Filter these entries so that only lines with the word "page" remain.

Given data:
****************************************
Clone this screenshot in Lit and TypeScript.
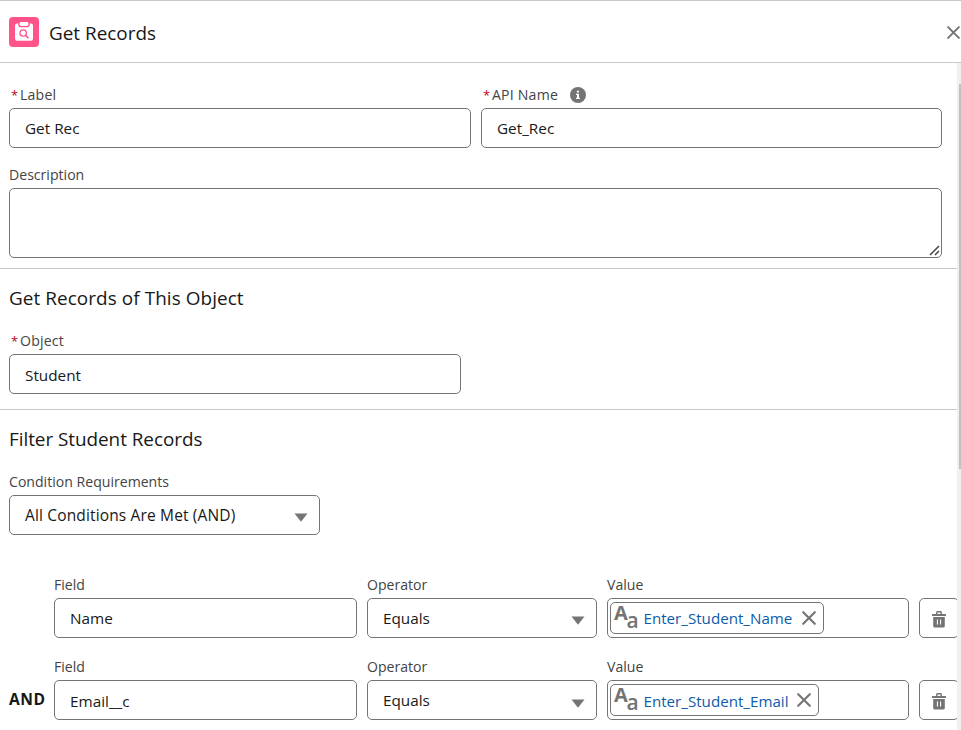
****************************************
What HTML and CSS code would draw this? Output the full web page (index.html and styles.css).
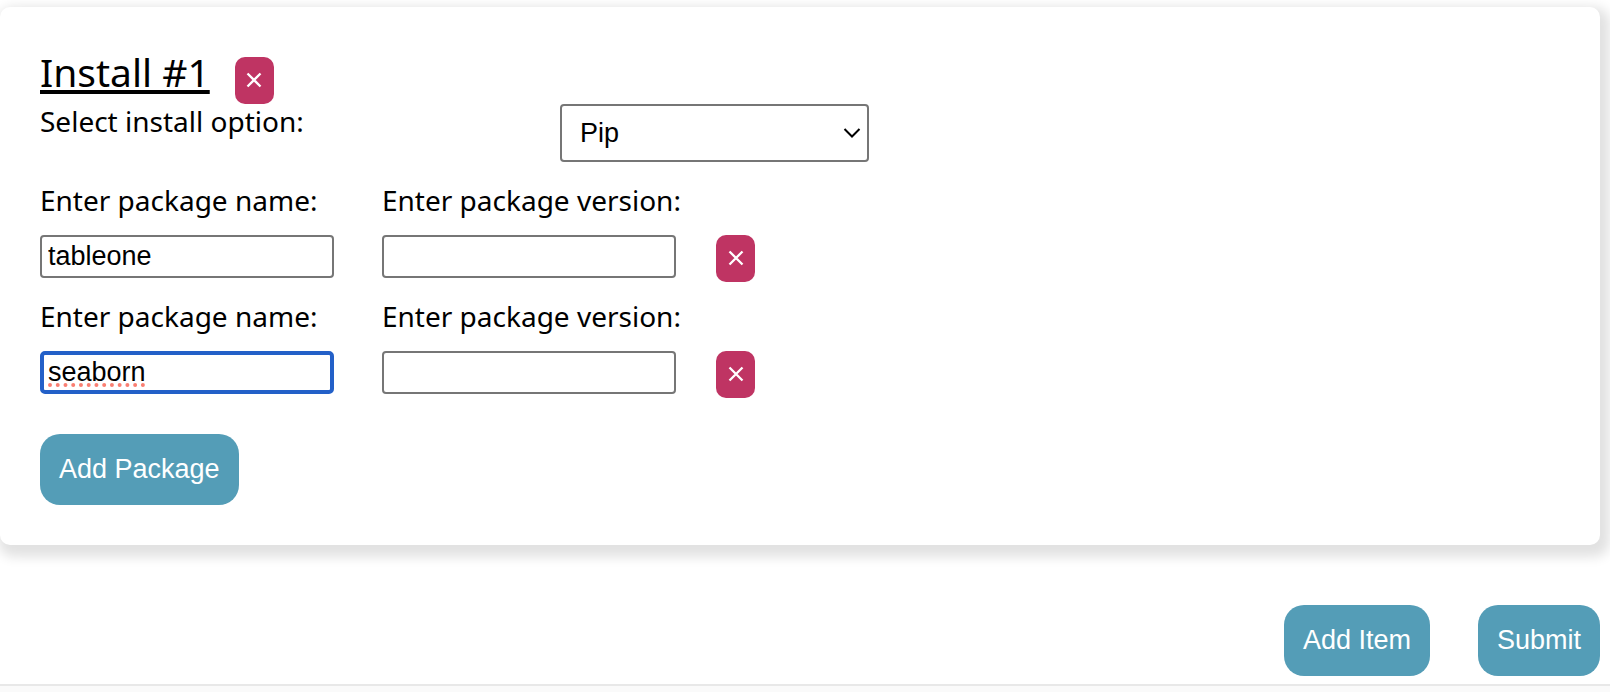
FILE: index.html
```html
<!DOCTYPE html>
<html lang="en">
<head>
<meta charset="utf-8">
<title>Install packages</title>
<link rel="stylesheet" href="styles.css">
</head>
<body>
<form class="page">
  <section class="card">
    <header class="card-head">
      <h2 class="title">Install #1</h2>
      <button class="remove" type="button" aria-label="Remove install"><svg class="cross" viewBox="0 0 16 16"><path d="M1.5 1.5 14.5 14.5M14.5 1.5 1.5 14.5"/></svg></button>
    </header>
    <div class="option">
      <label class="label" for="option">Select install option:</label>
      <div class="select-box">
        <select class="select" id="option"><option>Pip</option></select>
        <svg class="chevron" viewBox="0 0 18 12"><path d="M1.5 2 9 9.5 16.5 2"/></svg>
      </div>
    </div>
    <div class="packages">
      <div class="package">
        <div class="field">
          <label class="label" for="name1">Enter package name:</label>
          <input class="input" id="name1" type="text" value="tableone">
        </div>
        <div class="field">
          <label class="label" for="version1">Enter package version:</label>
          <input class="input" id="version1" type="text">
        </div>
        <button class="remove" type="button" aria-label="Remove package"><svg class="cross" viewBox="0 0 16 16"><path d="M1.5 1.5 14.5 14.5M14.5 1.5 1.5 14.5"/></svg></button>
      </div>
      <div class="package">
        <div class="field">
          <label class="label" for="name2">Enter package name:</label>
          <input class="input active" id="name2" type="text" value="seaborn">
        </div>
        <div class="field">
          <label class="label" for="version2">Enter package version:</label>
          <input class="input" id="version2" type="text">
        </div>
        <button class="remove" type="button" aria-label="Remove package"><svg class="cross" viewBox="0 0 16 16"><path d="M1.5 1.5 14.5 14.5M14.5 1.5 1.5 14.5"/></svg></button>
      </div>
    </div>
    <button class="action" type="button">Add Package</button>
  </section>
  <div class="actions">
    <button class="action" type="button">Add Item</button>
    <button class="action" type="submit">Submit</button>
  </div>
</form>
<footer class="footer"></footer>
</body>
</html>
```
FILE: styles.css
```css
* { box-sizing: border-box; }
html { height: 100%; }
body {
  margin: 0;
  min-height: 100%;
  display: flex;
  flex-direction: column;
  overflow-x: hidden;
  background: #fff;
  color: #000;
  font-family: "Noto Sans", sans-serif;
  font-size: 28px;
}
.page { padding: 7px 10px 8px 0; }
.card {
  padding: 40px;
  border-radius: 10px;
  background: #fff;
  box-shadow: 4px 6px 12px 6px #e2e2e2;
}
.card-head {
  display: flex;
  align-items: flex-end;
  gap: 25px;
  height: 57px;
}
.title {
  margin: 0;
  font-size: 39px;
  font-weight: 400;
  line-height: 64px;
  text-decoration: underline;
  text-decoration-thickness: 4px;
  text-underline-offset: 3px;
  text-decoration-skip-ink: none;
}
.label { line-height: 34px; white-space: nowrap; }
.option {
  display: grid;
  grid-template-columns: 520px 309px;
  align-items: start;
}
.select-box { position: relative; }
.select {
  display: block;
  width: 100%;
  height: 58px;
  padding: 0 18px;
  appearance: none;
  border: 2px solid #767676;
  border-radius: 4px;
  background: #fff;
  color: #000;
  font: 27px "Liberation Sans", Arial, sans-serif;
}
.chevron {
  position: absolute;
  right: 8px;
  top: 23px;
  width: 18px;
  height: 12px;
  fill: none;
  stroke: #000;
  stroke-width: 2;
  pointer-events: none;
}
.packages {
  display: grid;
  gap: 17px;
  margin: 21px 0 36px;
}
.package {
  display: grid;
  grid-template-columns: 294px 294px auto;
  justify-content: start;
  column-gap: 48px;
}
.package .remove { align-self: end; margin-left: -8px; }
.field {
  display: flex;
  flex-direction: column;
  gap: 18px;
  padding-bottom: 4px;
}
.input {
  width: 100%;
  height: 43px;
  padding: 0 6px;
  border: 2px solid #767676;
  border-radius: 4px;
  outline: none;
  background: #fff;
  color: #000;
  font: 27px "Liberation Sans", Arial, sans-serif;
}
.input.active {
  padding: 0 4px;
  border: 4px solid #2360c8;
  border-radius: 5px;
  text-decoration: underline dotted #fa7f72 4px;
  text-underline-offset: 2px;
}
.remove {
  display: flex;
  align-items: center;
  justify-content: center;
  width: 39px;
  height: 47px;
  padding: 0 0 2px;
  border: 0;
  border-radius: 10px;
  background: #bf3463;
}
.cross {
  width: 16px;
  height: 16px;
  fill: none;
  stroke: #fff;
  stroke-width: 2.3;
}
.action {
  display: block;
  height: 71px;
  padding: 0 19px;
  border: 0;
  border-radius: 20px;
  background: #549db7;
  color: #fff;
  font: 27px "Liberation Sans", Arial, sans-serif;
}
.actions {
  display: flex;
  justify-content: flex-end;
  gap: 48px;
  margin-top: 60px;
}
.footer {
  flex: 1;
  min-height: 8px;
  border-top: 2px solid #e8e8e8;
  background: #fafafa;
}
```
****************************************
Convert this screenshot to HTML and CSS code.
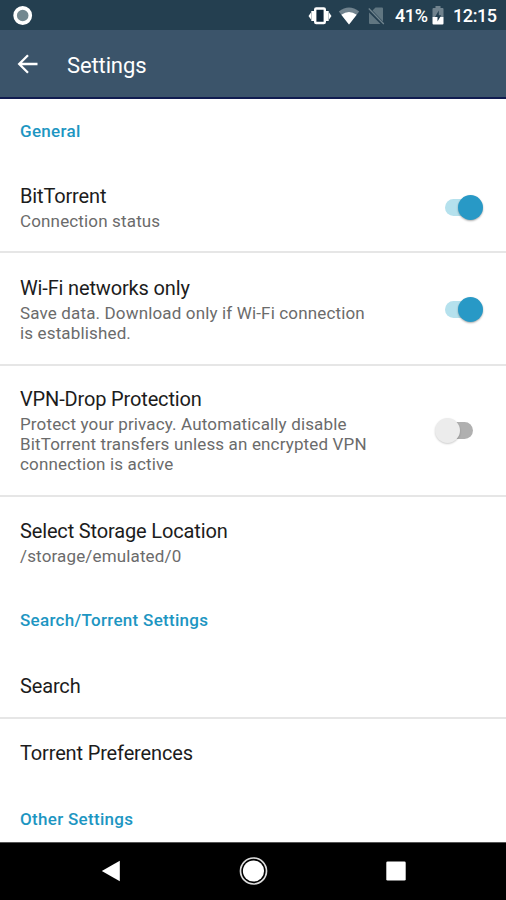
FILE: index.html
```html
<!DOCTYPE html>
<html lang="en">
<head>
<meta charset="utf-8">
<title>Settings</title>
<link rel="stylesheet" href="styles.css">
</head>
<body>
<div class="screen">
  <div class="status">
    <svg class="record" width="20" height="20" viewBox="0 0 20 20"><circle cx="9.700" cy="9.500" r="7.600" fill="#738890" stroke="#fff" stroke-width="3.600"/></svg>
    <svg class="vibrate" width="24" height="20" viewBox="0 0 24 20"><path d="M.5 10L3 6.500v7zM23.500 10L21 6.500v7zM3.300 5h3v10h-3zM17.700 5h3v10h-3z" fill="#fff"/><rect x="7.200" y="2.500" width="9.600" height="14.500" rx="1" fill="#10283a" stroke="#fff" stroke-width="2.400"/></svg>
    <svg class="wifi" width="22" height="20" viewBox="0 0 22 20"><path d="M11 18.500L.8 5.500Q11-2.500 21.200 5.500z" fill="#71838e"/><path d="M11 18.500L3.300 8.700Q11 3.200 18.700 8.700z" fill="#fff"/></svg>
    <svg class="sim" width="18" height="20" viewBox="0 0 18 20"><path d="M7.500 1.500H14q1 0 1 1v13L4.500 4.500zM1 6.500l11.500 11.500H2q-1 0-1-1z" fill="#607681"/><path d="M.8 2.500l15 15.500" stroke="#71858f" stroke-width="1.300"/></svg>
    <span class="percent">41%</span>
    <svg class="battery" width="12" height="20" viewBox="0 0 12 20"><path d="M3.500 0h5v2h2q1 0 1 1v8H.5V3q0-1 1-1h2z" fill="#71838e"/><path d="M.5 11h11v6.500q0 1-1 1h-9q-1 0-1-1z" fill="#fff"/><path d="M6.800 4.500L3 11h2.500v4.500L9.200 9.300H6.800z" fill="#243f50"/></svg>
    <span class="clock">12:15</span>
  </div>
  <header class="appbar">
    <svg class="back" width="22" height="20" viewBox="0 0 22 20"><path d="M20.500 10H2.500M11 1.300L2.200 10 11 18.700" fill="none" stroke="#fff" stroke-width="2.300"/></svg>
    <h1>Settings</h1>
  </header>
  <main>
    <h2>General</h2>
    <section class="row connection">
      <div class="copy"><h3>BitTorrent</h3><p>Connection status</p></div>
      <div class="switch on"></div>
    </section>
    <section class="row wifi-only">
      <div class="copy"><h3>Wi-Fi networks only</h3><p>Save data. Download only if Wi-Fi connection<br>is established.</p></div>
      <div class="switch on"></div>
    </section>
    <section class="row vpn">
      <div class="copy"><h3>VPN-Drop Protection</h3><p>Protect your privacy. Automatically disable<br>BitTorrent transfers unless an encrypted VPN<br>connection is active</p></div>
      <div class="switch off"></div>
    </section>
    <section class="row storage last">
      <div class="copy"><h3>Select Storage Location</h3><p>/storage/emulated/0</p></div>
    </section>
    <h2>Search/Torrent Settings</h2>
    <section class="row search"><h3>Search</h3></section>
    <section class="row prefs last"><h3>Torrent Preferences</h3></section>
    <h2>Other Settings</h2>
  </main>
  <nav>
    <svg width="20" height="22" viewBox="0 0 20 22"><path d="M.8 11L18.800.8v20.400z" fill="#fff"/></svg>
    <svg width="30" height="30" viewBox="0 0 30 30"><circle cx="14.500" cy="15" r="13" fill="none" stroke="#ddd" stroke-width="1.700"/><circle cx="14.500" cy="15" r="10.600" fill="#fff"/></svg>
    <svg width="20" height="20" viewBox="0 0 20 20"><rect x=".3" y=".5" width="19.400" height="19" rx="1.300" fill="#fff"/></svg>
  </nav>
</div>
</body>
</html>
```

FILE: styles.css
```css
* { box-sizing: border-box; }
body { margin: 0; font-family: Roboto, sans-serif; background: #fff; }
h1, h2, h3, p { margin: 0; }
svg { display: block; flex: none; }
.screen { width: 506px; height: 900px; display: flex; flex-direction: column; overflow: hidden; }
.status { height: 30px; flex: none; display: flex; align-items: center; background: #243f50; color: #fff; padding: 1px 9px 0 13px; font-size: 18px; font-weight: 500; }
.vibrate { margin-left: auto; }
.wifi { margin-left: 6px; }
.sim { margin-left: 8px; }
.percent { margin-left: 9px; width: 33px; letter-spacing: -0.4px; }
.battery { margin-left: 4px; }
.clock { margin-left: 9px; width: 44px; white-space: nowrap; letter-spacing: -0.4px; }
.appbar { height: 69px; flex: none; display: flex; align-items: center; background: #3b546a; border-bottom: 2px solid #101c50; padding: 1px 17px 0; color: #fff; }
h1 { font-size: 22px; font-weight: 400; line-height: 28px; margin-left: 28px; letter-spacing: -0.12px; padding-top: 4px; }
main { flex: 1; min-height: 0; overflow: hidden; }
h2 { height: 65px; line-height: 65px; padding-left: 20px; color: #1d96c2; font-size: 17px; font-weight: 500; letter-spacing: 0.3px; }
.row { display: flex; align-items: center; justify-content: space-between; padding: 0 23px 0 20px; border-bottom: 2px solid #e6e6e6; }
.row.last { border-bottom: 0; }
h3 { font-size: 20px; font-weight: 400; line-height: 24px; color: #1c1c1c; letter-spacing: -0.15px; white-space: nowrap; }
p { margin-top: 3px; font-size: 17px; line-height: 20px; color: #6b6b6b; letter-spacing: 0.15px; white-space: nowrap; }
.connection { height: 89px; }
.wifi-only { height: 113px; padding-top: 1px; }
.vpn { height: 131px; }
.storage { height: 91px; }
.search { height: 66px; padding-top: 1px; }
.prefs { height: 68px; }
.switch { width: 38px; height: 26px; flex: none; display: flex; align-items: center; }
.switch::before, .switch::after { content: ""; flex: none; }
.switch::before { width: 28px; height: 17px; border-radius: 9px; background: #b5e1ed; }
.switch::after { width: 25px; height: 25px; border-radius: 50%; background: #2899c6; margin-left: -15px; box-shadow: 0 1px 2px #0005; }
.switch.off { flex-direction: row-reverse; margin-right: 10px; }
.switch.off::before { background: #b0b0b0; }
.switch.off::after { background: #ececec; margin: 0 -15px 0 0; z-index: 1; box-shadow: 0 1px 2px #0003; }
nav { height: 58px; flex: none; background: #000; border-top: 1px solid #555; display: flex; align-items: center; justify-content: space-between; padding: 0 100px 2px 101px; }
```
****************************************
Full output:
What HTML and CSS code would draw this? Output the full web page (index.html and styles.css).
<form class="page">
.page { padding: 7px 10px 8px 0; }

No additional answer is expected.